- _Written request_
Look through the material below. Copy each line that contains the string "size".

- _Material supplied_
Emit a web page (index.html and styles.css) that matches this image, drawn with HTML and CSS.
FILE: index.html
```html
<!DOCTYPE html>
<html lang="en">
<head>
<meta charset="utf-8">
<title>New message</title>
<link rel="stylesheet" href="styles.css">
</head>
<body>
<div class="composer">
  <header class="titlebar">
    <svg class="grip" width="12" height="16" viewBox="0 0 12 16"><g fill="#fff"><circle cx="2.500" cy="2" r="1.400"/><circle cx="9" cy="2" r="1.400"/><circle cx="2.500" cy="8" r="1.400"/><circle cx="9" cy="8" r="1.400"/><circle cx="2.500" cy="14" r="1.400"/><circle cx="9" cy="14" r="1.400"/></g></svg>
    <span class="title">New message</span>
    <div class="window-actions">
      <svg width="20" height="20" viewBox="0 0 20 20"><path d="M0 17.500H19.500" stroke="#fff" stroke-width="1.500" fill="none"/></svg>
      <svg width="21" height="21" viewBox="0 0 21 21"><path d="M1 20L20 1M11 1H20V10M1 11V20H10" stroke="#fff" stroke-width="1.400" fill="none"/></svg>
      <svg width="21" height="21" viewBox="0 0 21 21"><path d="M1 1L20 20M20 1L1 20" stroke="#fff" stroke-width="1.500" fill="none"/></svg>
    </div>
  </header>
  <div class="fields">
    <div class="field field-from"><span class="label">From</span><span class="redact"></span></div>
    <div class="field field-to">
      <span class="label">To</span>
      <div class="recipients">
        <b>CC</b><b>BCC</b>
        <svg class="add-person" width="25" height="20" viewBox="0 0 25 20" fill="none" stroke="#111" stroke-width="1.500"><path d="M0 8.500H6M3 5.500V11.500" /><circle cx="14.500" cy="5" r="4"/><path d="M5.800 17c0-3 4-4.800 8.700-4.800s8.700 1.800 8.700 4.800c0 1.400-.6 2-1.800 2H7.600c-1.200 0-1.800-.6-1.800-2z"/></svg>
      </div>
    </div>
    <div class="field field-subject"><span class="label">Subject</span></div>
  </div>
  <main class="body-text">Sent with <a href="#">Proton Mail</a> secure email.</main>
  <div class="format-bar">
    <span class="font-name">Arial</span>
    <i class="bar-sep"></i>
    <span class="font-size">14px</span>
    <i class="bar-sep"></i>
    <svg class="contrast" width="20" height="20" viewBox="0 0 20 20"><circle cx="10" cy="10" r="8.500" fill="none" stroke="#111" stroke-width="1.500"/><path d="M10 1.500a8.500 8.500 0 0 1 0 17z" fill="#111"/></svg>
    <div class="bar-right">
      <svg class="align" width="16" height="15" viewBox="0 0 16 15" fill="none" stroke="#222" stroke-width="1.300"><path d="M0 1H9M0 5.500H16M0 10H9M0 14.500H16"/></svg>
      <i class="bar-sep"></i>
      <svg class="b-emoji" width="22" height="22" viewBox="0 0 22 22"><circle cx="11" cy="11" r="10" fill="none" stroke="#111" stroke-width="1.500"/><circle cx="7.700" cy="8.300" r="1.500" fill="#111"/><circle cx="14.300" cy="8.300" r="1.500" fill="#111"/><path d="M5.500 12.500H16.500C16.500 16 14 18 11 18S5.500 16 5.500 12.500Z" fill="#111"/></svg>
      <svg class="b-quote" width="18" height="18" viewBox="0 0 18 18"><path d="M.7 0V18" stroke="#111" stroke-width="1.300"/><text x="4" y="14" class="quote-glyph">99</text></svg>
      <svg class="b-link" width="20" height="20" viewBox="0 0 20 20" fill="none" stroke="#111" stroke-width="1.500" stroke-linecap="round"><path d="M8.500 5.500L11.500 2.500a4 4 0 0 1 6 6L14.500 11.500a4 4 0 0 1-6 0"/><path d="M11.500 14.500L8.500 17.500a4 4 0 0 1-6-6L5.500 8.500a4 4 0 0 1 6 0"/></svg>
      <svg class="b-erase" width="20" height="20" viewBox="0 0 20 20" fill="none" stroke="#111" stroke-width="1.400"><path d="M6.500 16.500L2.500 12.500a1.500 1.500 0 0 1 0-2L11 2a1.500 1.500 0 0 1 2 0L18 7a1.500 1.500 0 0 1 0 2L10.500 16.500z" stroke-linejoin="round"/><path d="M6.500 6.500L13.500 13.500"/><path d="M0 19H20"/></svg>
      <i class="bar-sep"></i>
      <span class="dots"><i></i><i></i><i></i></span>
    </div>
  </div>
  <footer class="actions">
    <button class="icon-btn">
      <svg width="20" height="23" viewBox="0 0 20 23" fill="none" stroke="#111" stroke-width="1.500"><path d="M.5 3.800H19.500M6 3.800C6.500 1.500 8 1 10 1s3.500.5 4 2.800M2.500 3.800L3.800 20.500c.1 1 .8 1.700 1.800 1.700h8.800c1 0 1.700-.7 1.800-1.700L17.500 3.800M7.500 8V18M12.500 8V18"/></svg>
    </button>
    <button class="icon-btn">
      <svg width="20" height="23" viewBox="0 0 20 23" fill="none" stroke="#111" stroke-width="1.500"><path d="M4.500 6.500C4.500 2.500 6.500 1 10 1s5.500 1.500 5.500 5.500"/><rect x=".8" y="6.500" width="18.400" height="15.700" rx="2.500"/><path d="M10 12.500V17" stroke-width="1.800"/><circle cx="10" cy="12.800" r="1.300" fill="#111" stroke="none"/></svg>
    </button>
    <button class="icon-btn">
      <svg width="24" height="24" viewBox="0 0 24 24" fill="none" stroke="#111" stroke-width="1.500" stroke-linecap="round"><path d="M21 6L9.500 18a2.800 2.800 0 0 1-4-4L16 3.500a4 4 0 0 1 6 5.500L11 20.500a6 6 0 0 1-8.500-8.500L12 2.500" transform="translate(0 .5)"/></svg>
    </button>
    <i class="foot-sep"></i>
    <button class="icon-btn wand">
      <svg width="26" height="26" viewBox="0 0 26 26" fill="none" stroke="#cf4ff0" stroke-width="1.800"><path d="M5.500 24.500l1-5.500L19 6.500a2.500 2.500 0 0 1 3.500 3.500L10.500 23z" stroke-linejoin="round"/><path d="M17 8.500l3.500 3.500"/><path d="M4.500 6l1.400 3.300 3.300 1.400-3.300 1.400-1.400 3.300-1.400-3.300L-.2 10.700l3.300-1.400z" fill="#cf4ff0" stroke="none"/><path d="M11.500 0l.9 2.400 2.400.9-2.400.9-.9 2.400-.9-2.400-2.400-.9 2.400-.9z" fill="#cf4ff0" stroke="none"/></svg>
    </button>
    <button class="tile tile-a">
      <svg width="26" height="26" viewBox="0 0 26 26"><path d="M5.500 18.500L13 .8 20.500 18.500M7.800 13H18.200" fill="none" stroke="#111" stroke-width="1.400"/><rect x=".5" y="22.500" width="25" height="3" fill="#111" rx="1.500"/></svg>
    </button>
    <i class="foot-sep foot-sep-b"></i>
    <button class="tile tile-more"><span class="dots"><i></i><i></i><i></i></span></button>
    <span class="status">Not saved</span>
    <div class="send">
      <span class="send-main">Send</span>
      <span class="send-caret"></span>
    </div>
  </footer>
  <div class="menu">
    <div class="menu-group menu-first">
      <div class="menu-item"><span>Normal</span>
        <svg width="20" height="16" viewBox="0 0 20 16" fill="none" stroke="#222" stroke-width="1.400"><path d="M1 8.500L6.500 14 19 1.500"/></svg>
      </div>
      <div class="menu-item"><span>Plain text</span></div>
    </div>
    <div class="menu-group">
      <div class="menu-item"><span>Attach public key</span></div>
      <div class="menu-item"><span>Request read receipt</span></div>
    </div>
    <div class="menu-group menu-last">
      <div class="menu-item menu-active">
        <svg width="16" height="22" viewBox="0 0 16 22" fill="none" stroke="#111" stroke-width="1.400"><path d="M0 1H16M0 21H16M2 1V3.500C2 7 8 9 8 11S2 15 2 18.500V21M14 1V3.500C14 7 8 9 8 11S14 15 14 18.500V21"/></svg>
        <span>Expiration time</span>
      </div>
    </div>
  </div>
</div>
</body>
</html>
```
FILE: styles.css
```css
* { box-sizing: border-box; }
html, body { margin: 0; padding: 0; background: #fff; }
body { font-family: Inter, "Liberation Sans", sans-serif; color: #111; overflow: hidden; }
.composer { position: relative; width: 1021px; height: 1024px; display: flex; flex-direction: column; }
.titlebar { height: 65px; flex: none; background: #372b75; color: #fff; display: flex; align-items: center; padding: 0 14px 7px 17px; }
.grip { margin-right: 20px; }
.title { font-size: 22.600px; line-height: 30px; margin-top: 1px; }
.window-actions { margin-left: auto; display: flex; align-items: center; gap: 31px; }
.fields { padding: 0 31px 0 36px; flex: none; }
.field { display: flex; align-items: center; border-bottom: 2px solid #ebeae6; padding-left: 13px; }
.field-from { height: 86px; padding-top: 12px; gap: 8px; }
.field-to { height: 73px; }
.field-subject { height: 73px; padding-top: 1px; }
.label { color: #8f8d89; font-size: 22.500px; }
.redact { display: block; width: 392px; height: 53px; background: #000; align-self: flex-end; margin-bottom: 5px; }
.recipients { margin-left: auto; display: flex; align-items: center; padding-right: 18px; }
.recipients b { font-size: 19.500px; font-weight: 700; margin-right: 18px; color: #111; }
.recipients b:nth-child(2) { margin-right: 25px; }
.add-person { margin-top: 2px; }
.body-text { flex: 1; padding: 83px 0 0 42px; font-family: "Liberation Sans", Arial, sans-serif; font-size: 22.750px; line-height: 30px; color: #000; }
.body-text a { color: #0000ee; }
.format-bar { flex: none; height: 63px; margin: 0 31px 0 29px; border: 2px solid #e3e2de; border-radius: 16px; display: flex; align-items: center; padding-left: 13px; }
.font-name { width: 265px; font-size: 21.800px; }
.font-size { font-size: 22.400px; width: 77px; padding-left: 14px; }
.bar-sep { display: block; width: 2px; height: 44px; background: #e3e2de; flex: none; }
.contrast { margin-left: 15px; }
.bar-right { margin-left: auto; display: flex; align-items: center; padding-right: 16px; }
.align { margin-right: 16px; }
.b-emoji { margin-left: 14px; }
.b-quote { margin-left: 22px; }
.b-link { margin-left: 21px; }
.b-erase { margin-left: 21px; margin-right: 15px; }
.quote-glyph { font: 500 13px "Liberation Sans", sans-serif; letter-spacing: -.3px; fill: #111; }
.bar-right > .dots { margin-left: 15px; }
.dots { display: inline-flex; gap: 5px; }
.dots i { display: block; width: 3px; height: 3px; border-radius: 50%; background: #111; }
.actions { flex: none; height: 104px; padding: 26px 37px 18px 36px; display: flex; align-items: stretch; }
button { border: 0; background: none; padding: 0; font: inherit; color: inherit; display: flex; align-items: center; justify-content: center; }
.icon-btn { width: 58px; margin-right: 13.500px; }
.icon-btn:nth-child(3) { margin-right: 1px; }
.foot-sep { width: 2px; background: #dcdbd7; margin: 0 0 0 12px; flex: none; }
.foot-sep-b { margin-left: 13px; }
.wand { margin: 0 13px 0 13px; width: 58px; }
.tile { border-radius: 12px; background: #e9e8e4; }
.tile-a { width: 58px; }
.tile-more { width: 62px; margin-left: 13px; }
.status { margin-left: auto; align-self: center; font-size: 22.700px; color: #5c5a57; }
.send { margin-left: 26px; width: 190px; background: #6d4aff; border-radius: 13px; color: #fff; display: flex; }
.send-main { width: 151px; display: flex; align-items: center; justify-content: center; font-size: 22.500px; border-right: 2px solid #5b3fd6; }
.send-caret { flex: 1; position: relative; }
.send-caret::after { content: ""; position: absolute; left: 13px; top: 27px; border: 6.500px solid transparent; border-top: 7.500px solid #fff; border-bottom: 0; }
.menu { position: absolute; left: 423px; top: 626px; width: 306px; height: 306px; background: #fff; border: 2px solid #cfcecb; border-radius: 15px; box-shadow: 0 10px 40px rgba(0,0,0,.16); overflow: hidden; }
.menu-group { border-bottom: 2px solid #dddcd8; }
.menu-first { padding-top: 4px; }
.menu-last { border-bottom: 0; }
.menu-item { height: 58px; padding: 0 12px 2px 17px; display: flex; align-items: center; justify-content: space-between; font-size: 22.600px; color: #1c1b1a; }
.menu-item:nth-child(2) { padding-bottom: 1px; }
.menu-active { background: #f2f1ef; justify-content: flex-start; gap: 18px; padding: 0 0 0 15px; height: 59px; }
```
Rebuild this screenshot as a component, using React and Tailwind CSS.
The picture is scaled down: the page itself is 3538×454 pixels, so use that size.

- _Answer to this exercise_
    <span class="font-size">14px</span>
.title { font-size: 22.600px; line-height: 30px; margin-top: 1px; }
.label { color: #8f8d89; font-size: 22.500px; }
.recipients b { font-size: 19.500px; font-weight: 700; margin-right: 18px; color: #111; }
.body-text { flex: 1; padding: 83px 0 0 42px; font-family: "Liberation Sans", Arial, sans-serif; font-size: 22.750px; line-height: 30px; color: #000; }
.font-name { width: 265px; font-size: 21.800px; }
.font-size { font-size: 22.400px; width: 77px; padding-left: 14px; }
.status { margin-left: auto; align-self: center; font-size: 22.700px; color: #5c5a57; }
.send-main { width: 151px; display: flex; align-items: center; justify-content: center; font-size: 22.500px; border-right: 2px solid #5b3fd6; }
.menu-item { height: 58px; padding: 0 12px 2px 17px; display: flex; align-items: center; justify-content: space-between; font-size: 22.600px; color: #1c1b1a; }
The picture is scaled down: the page itself is 3538×454 pixels, so use that size.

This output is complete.